I’ve been searching through the Web Testing forms to see if I could find what would be the best practice for dealing with web content where Katalon appears to either:
-Does not recognize a character
-Consider it a special character.
-Or its a reserved character (where you use some sort of escape character.
That being said, in my below example I am reading through a CSV file and then comparing the Page Title on the https://duckduckgo.com/ website.
When Katalon reads my CSV file it does not appear to recognize the dash like character in the title.

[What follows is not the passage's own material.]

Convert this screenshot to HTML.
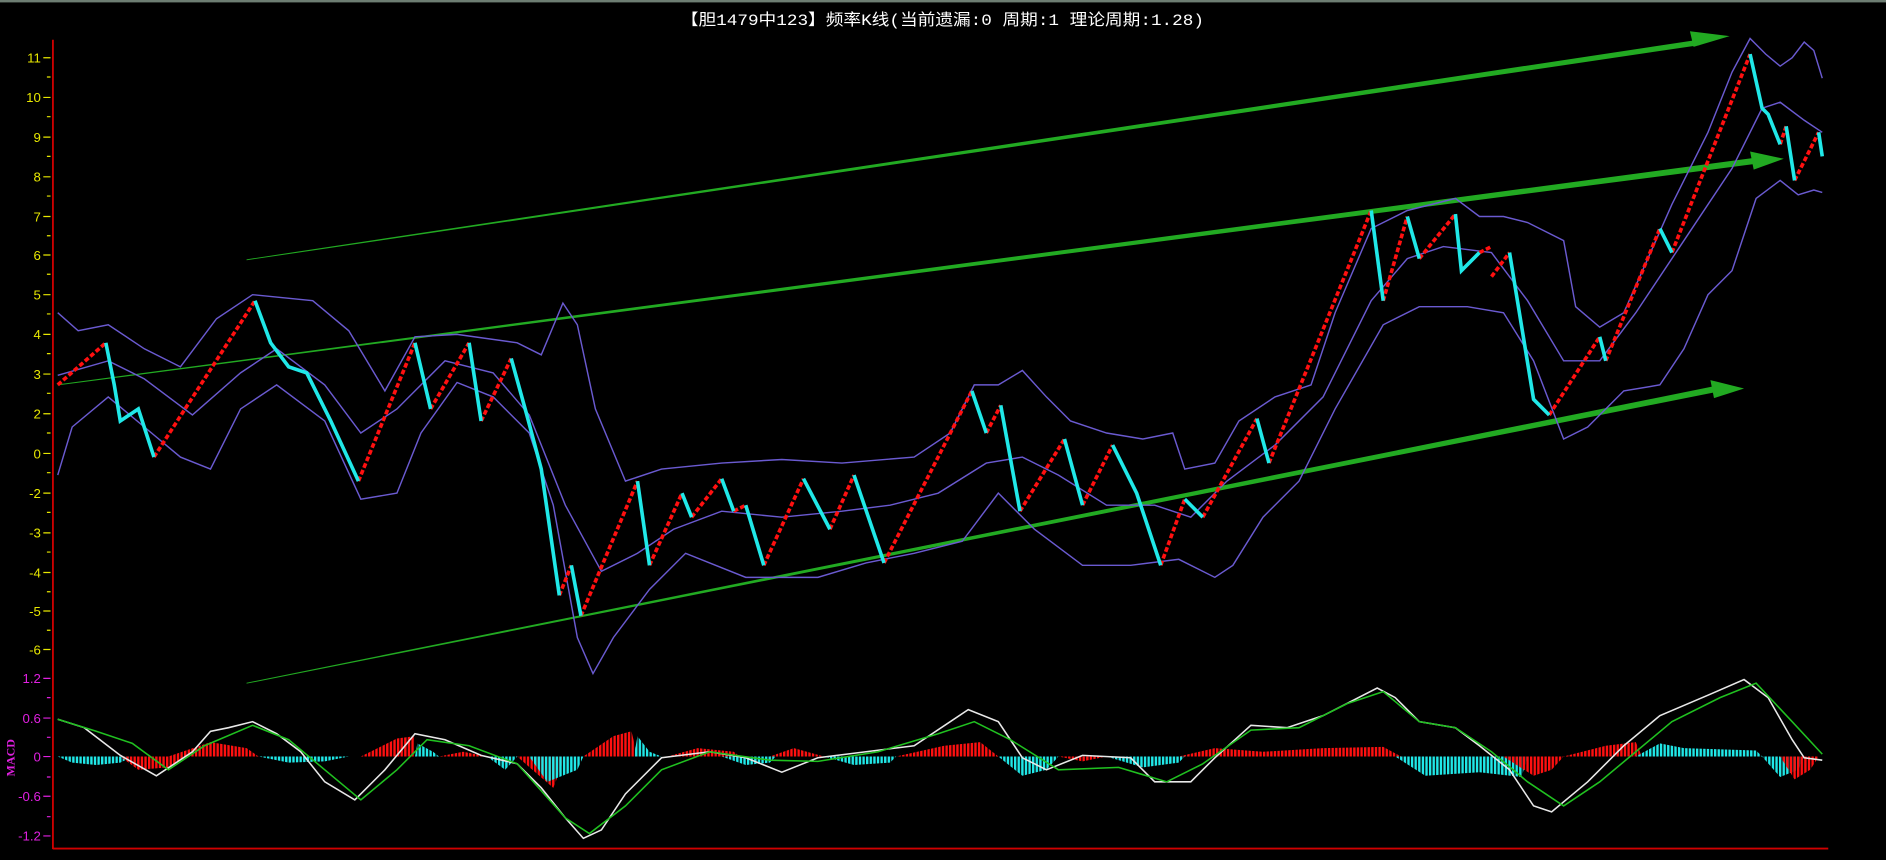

On the other hand, the title of DuckDuckGo site contains U+002D - HYPHEN-MINUS.
These 2 characters are different.
Why your CSV file contains U+2014 — [EM DASH] rather than U+002D - [HYPHEN-MINUS]?
— I do not know. It is most probable that you manually typed it, though you may not be aware of.
package my
public class StringUtils {
/**
* convert the input string
* while escaping all non ASCII characters of which UNICODE code point is larger than 128
*
* E.g.,
* String s = "Hello\u2010world"
* println(s) // --> "Hello‐world"
* println(StringUtils.escapeNonAsciiChars(s)) // --> "Hello\u2010world"
*/
static String escapeNonAsciiChars(String str) {
StringBuilder sb = new StringBuilder()
for (int i = 0; i < str.length(); i++) {
int codepoint = str.codePointAt(i)
if (codepoint < 128) {
sb.append(str.charAt(i))
} else {
sb.append("\\u").append(String.format("%04X", codepoint))
}
}
return sb.toString()
}
}
Hi Russ. Sorry I did not reply. For some reason I did not receive any alert e-mails from Katalon. I will attach my sample CSV at the very latest post. Thanks for sharing your observations.

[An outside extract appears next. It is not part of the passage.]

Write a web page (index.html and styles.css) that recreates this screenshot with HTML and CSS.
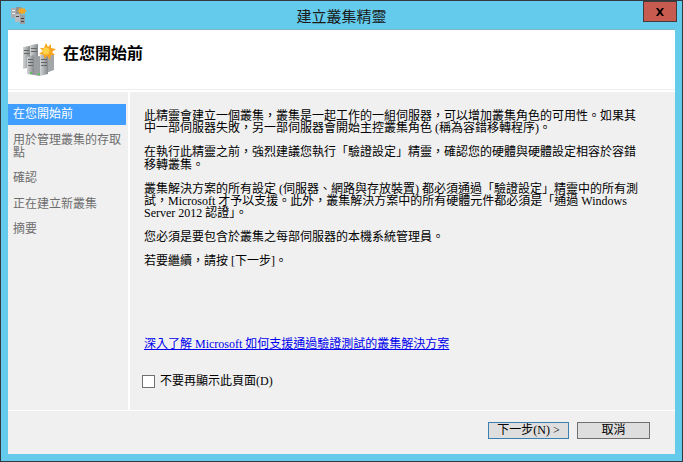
FILE: index.html
```html
<!DOCTYPE html>
<html lang="zh-Hant">
<head>
<meta charset="utf-8">
<title>建立叢集精靈</title>
<link rel="stylesheet" href="styles.css">
</head>
<body>
<div class="window">
  <div class="titlebar">
    <svg class="app-icon" width="18" height="18" viewBox="0 0 18 18">
      <rect x="1" y="2" width="5" height="10" fill="#a9adb0"/>
      <rect x="6" y="1" width="5" height="9" fill="#8e9396"/>
      <rect x="2" y="4" width="3" height="1" fill="#eee"/>
      <rect x="2" y="7" width="3" height="1" fill="#eee"/>
      <rect x="5" y="8" width="5" height="8" fill="#b9bcbe"/>
      <rect x="10" y="9" width="5" height="10" fill="#9a9ea1"/>
      <rect x="6" y="10" width="3" height="1" fill="#444"/>
      <rect x="11" y="12" width="3" height="1" fill="#444"/>
      <rect x="11" y="15" width="3" height="1" fill="#444"/>
      <path d="M12 1l1 2 2-1 0 2 2 1-2 1 0 2-2-1-1 2-1-2-2 1 0-2-2-1 2-1 0-2 2 1z" fill="#f5a623"/>
    </svg>
    <div class="title">建立叢集精靈</div>
    <div class="close"><svg width="10" height="8" viewBox="0 0 10 8"><path d="M1 0h2l2 2.5L7 0h2L6.2 4 9 8H7L5 5.500 3 8H1l2.800-4z" fill="#000"/></svg></div>
  </div>
  <div class="client">
    <header class="banner">
      <svg class="banner-icon" width="34" height="34" viewBox="0 0 34 34">
        <defs>
          <linearGradient id="srv" x1="0" y1="0" x2="1" y2="0">
            <stop offset="0" stop-color="#d2d4d5"/>
            <stop offset="1" stop-color="#85898c"/>
          </linearGradient>
        </defs>
        <path d="M1 4l7-1v21l-7 2z" fill="url(#srv)"/>
        <path d="M8 2l8-1v18l-8 2z" fill="url(#srv)"/>
        <path d="M24 8l8 3v16l-8 3z" fill="#a3a6a8"/>
        <path d="M5 14l7-2v20l-7-1z" fill="url(#srv)"/>
        <path d="M12 14l6-1v20l-6-1z" fill="#9b9ea0"/>
        <path d="M18 12l8-1v20l-8 2z" fill="url(#srv)"/>
        <g fill="#666">
          <rect x="2" y="7" width="5" height="1"/><rect x="2" y="10" width="5" height="1"/><rect x="9" y="5" width="6" height="1"/><rect x="9" y="8" width="6" height="1"/>
          <rect x="6" y="16" width="5" height="1"/><rect x="6" y="19" width="5" height="1"/><rect x="6" y="22" width="5" height="1"/>
          <rect x="19" y="16" width="6" height="1"/><rect x="19" y="19" width="6" height="1"/><rect x="19" y="22" width="6" height="1"/>
        </g>
        <rect x="8" y="29" width="2" height="2" fill="#5cc15c"/><rect x="16" y="30" width="2" height="2" fill="#5cc15c"/>
        <path d="M24 0l2 4 3-3 0 4 5 1-4 3 3 3-4 0-1 5-3-4-3 3 0-4-5-1 4-3-3-3 4 0z" fill="#f7a51e"/>
        <circle cx="24" cy="8" r="3.500" fill="#ffd24a"/>
      </svg>
      <h1 class="banner-title">在您開始前</h1>
    </header>
    <div class="main">
      <nav class="sidebar">
        <div class="step current">在您開始前</div>
        <div class="step">用於管理叢集的存取點</div>
        <div class="step">確認</div>
        <div class="step">正在建立新叢集</div>
        <div class="step">摘要</div>
      </nav>
      <section class="content">
        <div class="text">
          <p>此精靈會建立一個叢集，叢集是一起工作的一組伺服器，可以增加叢集角色的可用性。如果其中一部伺服器失敗，另一部伺服器會開始主控叢集角色 (稱為容錯移轉程序)。</p>
          <p>在執行此精靈之前，強烈建議您執行「驗證設定」精靈，確認您的硬體與硬體設定相容於容錯移轉叢集。</p>
          <p>叢集解決方案的所有設定 (伺服器、網路與存放裝置) 都必須通過「驗證設定」精靈中的所有測試，Microsoft 才予以支援。此外，叢集解決方案中的所有硬體元件都必須是「通過 Windows Server 2012 認證」。</p>
          <p>您必須是要包含於叢集之每部伺服器的本機系統管理員。</p>
          <p>若要繼續，請按 [下一步]。</p>
        </div>
        <a class="link" href="#">深入了解 Microsoft 如何支援通過驗證測試的叢集解決方案</a>
        <label class="check"><span class="box"></span>不要再顯示此頁面(D)</label>
      </section>
    </div>
    <footer class="footer">
      <button class="btn next">下一步(N) &gt;</button>
      <button class="btn cancel">取消</button>
    </footer>
  </div>
</div>
</body>
</html>
```
FILE: styles.css
```css
* { box-sizing: border-box; }
html, body { margin: 0; padding: 0; }
body {
  width: 683px;
  height: 462px;
  overflow: hidden;
  font-family: "Liberation Serif", "Noto Sans CJK TC", serif;
  font-size: 12px;
  color: #000;
}
.window {
  width: 683px;
  height: 462px;
  display: flex;
  flex-direction: column;
  background: #64cbec;
  border: 1px solid #333a3f;
  padding: 0 7px 7px;
}
.titlebar {
  height: 29px;
  flex: none;
  display: flex;
  align-items: center;
  position: relative;
}
.app-icon { flex: none; margin: -2px 0 0 2px; }
.title {
  position: absolute;
  left: 0;
  right: 0;
  top: 7px;
  text-align: center;
  font-size: 15px;
  line-height: 18px;
  color: #1a1a1a;
}
.close {
  position: absolute;
  top: 0;
  right: -2px;
  width: 34px;
  height: 21px;
  background: #c75b50;
  border: 1px solid #44393a;
  display: flex;
  align-items: center;
  justify-content: center;
}
.client {
  flex: 1;
  min-height: 0;
  display: flex;
  flex-direction: column;
  background: #fff;
  box-shadow: 0 -1px 0 #7fb4c9;
}
.banner {
  height: 60px;
  flex: none;
  display: flex;
  align-items: center;
  background: #fff;
  border-bottom: 1px solid #eeeeee;
  padding-left: 14px;
  gap: 7px;
}
.banner-icon { flex: none; margin-top: 0; }
.banner-title {
  margin: 0 0 12px;
  font-size: 16px;
  font-weight: 700;
  line-height: 20px;
}
.main {
  flex: 1;
  min-height: 0;
  display: flex;
  gap: 2px;
  margin-top: 2px;
}
.sidebar {
  width: 120px;
  flex: none;
  background: #f0f0f0;
  padding-top: 12px;
}
.step {
  width: 118px;
  padding: 4px 5px;
  margin-bottom: 5px;
  color: #6d6d6d;
  line-height: 12.500px;
}
.step.current {
  height: 21px;
  background: #3f9eff;
  color: #fff;
}
.content {
  flex: 1;
  min-width: 0;
  background: #f0f0f0;
  padding: 18px 14px 0;
}
.text { width: 500px; height: 226px; }
.text p { margin: 0 0 11.500px; line-height: 12.400px; }
.link {
  display: block;
  color: #0000ee;
  text-decoration: underline;
  line-height: 16px;
}
.check {
  display: flex;
  align-items: center;
  gap: 5px;
  margin: 22px 0 0 -2px;
  line-height: 14px;
  height: 14px;
}
.box {
  width: 13px;
  height: 13px;
  background: #fff;
  border: 1px solid #707070;
  flex: none;
}
.footer {
  height: 43px;
  flex: none;
  background: #f0f0f0;
  margin-top: 1px;
  display: flex;
  justify-content: flex-end;
  gap: 8px;
  padding: 11px 25px 0 0;
}
.btn {
  height: 17px;
  padding: 0;
  background: #dedede;
  border: 1px solid #707070;
  font: 12px/15px "Liberation Serif", "Noto Sans CJK TC", serif;
  color: #000;
}
.next { width: 81px; border-color: #3c7fb1; }
.cancel { width: 73px; }
```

In between (1) and (2), you must have used some GUI tool opened and you pasted a string which was copied at (1). I guess, the tool you used converted a UNICODE U+002D - [HYPHEN-MINUS] into something else when you pasted the string.
Some of sophisticated GUI applications for NON-programmers are interfering and do convert some characters to other silently. Especially UNICODE U+002D - [HYPHEN-MINUS] could be troublesome. Some applications want to treat UNICODE U+002D - [HYPHEN-MINUS] in special manner.

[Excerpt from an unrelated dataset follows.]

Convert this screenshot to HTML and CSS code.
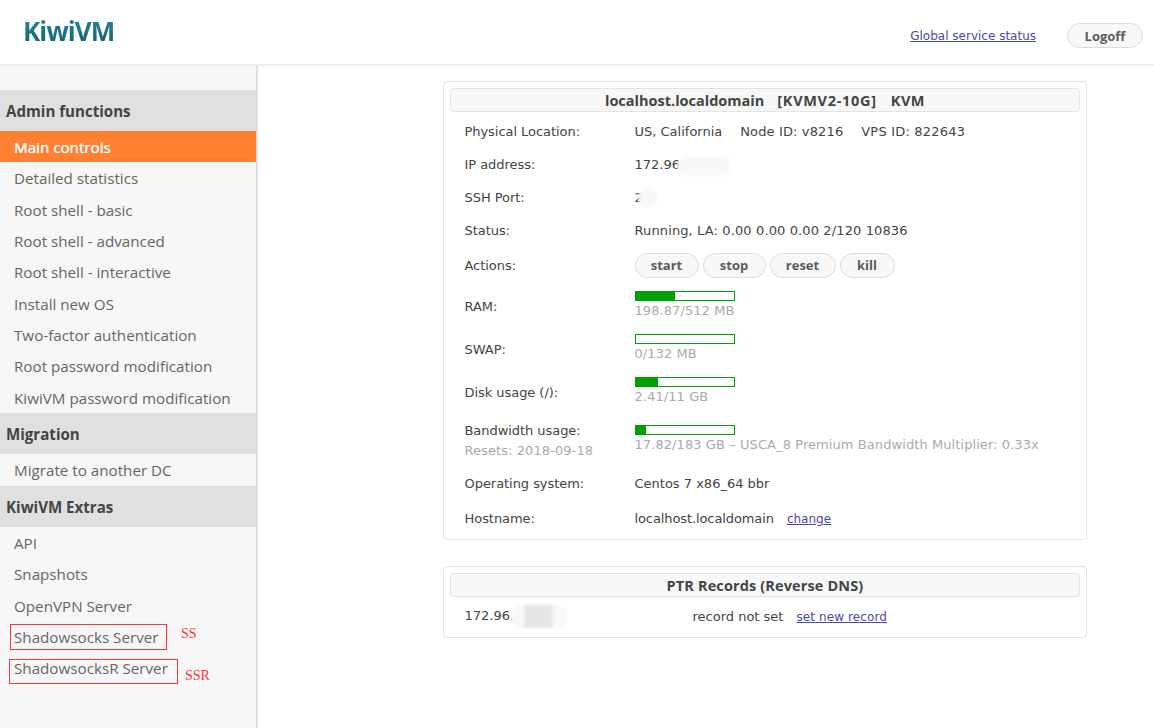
FILE: index.html
```html
<!DOCTYPE html>
<html lang="en">
<head>
<meta charset="utf-8">
<title>KiwiVM</title>
<link rel="stylesheet" href="styles.css">
</head>
<body>
<header class="top">
  <div class="logo">KiwiVM</div>
  <div class="top-right">
    <a class="link" href="#">Global service status</a>
    <button class="btn logoff">Logoff</button>
  </div>
</header>
<div class="page">
  <nav class="side">
    <h3 class="sec">Admin functions</h3>
    <a class="item active">Main controls</a>
    <a class="item">Detailed statistics</a>
    <a class="item">Root shell - basic</a>
    <a class="item">Root shell - advanced</a>
    <a class="item">Root shell - interactive</a>
    <a class="item">Install new OS</a>
    <a class="item">Two-factor authentication</a>
    <a class="item">Root password modification</a>
    <a class="item">KiwiVM password modification</a>
    <h3 class="sec">Migration</h3>
    <a class="item item-single">Migrate to another DC</a>
    <h3 class="sec">KiwiVM Extras</h3>
    <a class="item">API</a>
    <a class="item">Snapshots</a>
    <a class="item">OpenVPN Server</a>
    <a class="item">Shadowsocks Server</a>
    <a class="item">ShadowsocksR Server</a>
    <span class="mark mark-ss"></span>
    <span class="note note-ss">SS</span>
    <span class="mark mark-ssr"></span>
    <span class="note note-ssr">SSR</span>
  </nav>
  <main class="main">
    <section class="card">
      <h2 class="card-title">localhost.localdomain<span class="plan">[KVMV2-10G]</span><span class="virt">KVM</span></h2>
      <div class="row r33"><div class="lab">Physical Location:</div><div class="val">US, California<span class="node">Node ID: v8216</span><span class="vps">VPS ID: 822643</span></div></div>
      <div class="row r33"><div class="lab">IP address:</div><div class="val">172.96<span class="blur blur-ip"></span></div></div>
      <div class="row r33"><div class="lab">SSH Port:</div><div class="val">2<span class="blur blur-port"></span></div></div>
      <div class="row r33"><div class="lab">Status:</div><div class="val digits">Running, LA: 0.00 0.00 0.00 2/120 10836</div></div>
      <div class="row r36"><div class="lab">Actions:</div><div class="val actions"><button class="btn b-start">start</button><button class="btn b-stop">stop</button><button class="btn b-reset">reset</button><button class="btn b-kill">kill</button></div></div>
      <div class="row meter-row"><div class="lab">RAM:</div><div class="val"><div class="bar"><div class="fill" style="width:40%"></div></div><div class="muted">198.87/512 MB</div></div></div>
      <div class="row meter-row"><div class="lab">SWAP:</div><div class="val"><div class="bar"></div><div class="muted">0/132 MB</div></div></div>
      <div class="row meter-row"><div class="lab">Disk usage (/):</div><div class="val"><div class="bar"><div class="fill" style="width:23%"></div></div><div class="muted">2.41/11 GB</div></div></div>
      <div class="row bw-row"><div class="lab">Bandwidth usage:<div class="muted resets">Resets: 2018-09-18</div></div><div class="val"><div class="bar"><div class="fill" style="width:11%"></div></div><div class="muted">17.82/183 GB &#8211; USCA_8 Premium Bandwidth Multiplier: 0.33x</div></div></div>
      <div class="row r35"><div class="lab">Operating system:</div><div class="val">Centos 7 x86_64 bbr</div></div>
      <div class="row r35"><div class="lab">Hostname:</div><div class="val"><span class="host">localhost.localdomain</span><a class="link change" href="#">change</a></div></div>
    </section>
    <section class="card ptr">
      <h2 class="card-title ptr-title">PTR Records (Reverse DNS)</h2>
      <div class="ptr-row"><div class="ptr-ip">172.96.<span class="blur blur-ptr"></span></div><div>record not set<a class="link set-link" href="#">set new record</a></div></div>
    </section>
  </main>
</div>
</body>
</html>
```

FILE: styles.css
```css
* { box-sizing: border-box; }
html, body { margin: 0; height: 100%; }
body {
  width: 1154px;
  height: 728px;
  overflow: hidden;
  background: #fff;
  color: #444;
  font-family: "DejaVu Sans", sans-serif;
  font-size: 13px;
}
.top {
  height: 66px;
  border-bottom: 2px solid #eeeeee;
  display: flex;
  justify-content: space-between;
  align-items: flex-start;
  padding-left: 23px;
}
.logo {
  margin-top: 13px;
  font-family: "Open Sans", sans-serif;
  font-size: 26px;
  line-height: 36px;
  font-weight: 700;
  letter-spacing: -0.9px;
  background: linear-gradient(#2b8ba0, #145a6c);
  -webkit-background-clip: text;
  background-clip: text;
  color: transparent;
}
.top-right {
  display: flex;
  align-items: center;
  gap: 31px;
  margin-top: 23px;
  padding-right: 11px;
}
.top-right .link { padding-top: 1px; }
.link { color: #4a4aa8; text-decoration: underline; font-size: 12px; }
.btn {
  height: 25px;
  padding: 0;
  border: 1px solid #dcdcdc;
  border-radius: 13px;
  background: #f8f8f8;
  color: #5c5c5c;
  font-family: "Open Sans", sans-serif;
  font-size: 13px;
  font-weight: 700;
}
.logoff { width: 76px; }
.b-start { width: 64px; }
.b-stop { width: 63px; }
.b-reset { width: 66px; }
.b-kill { width: 55px; }
.page { display: flex; height: 662px; }
.side {
  position: relative;
  width: 258px;
  flex: none;
  padding-top: 24px;
  background: #f7f7f7;
  border-right: 2px solid #dddddd;
  font-family: "Open Sans", sans-serif;
}
.sec {
  margin: 0;
  height: 41px;
  padding: 1px 0 0 6px;
  line-height: 41px;
  background: #e0e0e0;
  color: #444;
  font-size: 15.1px;
  font-weight: 700;
}
.item {
  display: block;
  height: 31.35px;
  line-height: 32.6px;
  padding-left: 14px;
  color: #666;
  font-size: 15.2px;
}
.item-single { height: 32px; }
.item.active { background: #ff8030; color: #fff; text-shadow: 0 0 1px #fff; }
.mark { position: absolute; border: 1px solid #f33; pointer-events: none; }
.mark-ss { left: 10px; top: 558px; width: 157px; height: 26px; }
.mark-ssr { left: 9px; top: 593px; width: 169px; height: 25px; }
.note { position: absolute; font-family: "Liberation Serif", serif; font-size: 14px; color: #f33; }
.note-ss { left: 181px; top: 560px; }
.note-ssr { left: 185px; top: 602px; }
.main { flex: 1; padding: 15px 0 0 185px; }
.card {
  width: 644px;
  height: 459px;
  padding: 6px;
  border: 1px solid #e4e4e4;
  border-radius: 4px;
}
.card-title {
  margin: 0 0 3px;
  height: 24px;
  line-height: 24px;
  border: 1px solid #e4e4e4;
  border-radius: 3px;
  background: #f8f8f8;
  color: #444;
  text-align: center;
  font-family: "Open Sans", sans-serif;
  font-size: 14.5px;
  font-weight: 700;
}
.plan { margin-left: 13px; letter-spacing: 0.7px; }
.virt { margin-left: 14px; letter-spacing: 0.5px; }
.ptr-title { letter-spacing: 0.13px; }
.row { display: flex; align-items: center; padding-left: 14.5px; }
.r33 { height: 33px; }
.r36 { height: 36px; }
.r35 { height: 35px; }
.lab { width: 170px; flex: none; font-size: 13px; letter-spacing: -0.05px; }
.val { font-size: 13px; white-space: nowrap; }
.digits { letter-spacing: 0.12px; }
.node { margin-left: 18px; letter-spacing: 0.13px; }
.vps { margin-left: 18px; letter-spacing: 0.2px; }
.host { letter-spacing: -0.1px; }
.change { margin-left: 13px; }
.set-link { margin-left: 13px; letter-spacing: 0.1px; }
.actions { display: flex; gap: 4px; }
.meter-row { height: 43px; align-items: flex-start; padding-top: 8px; }
.meter-row .lab { padding-top: 8px; }
.bw-row { height: 54px; align-items: flex-start; padding-top: 11px; }
.bw-row .val { margin-top: 2px; }
.bar {
  width: 100px;
  height: 10px;
  border: 1px solid #00a000;
  background: #fff;
}
.fill { height: 100%; background: #00a000; }
.muted { color: #aaa; font-size: 13px; line-height: 20px; letter-spacing: 0.08px; }
.resets { margin-top: 3px; }
.blur {
  position: relative;
  display: inline-block;
  vertical-align: middle;
  background: #f8f8f8;
  filter: blur(1px);
}
.blur-ip { width: 54px; height: 20px; margin-left: -3px; border-radius: 10px; top: 1px; }
.blur-port { width: 20px; height: 20px; margin-left: -5px; border-radius: 10px; }
.blur-ptr { width: 56px; height: 23px; margin-left: -3px; border-radius: 11px; background: linear-gradient(90deg, #f8f8f8 22%, #e6e6e6 26%, #e6e6e6 72%, #f8f8f8 76%); }
.ptr { height: 72px; margin-top: 26px; }
.ptr-row { display: flex; height: 32px; align-items: center; padding-left: 14.5px; }
.ptr-ip { width: 228px; }
```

Let me show you an example, MARKDOWN language of Discourse, upon which this Katalon Forum is hosted, renders consecutive UNICODE U+002D - [HYPHEN-MINUS] characters in a markup document:
HYPHENS IN --- BETWEEN
into an EM-DASH in presentation view
HYPHENS IN — BETWEEN
Which tool did you use? I guess you used famous Microsoft Excel, but I am not sure. If you remember which GUI tool you used, then why not you try to reproduce your mischievous CSV?
After the last issue with Katalon and Excel I switched to using CSV files. Since I have to use Windows at work, I’m using Notepad++ as the text editor. I copied the element from Chrome Developer to the CSV using the below command.
I am not sure what “Katalon Data Viewer” is. It seems I have never used it.
But I guess the “Katalon Data Viewer” is not careful enough (has a bug) for character encoding. It is reading characters streams as encoded by ISO-8859-1 (Latin-1), not by UTF-8, possibly.
I think, Katalon Team should be notified of this bug.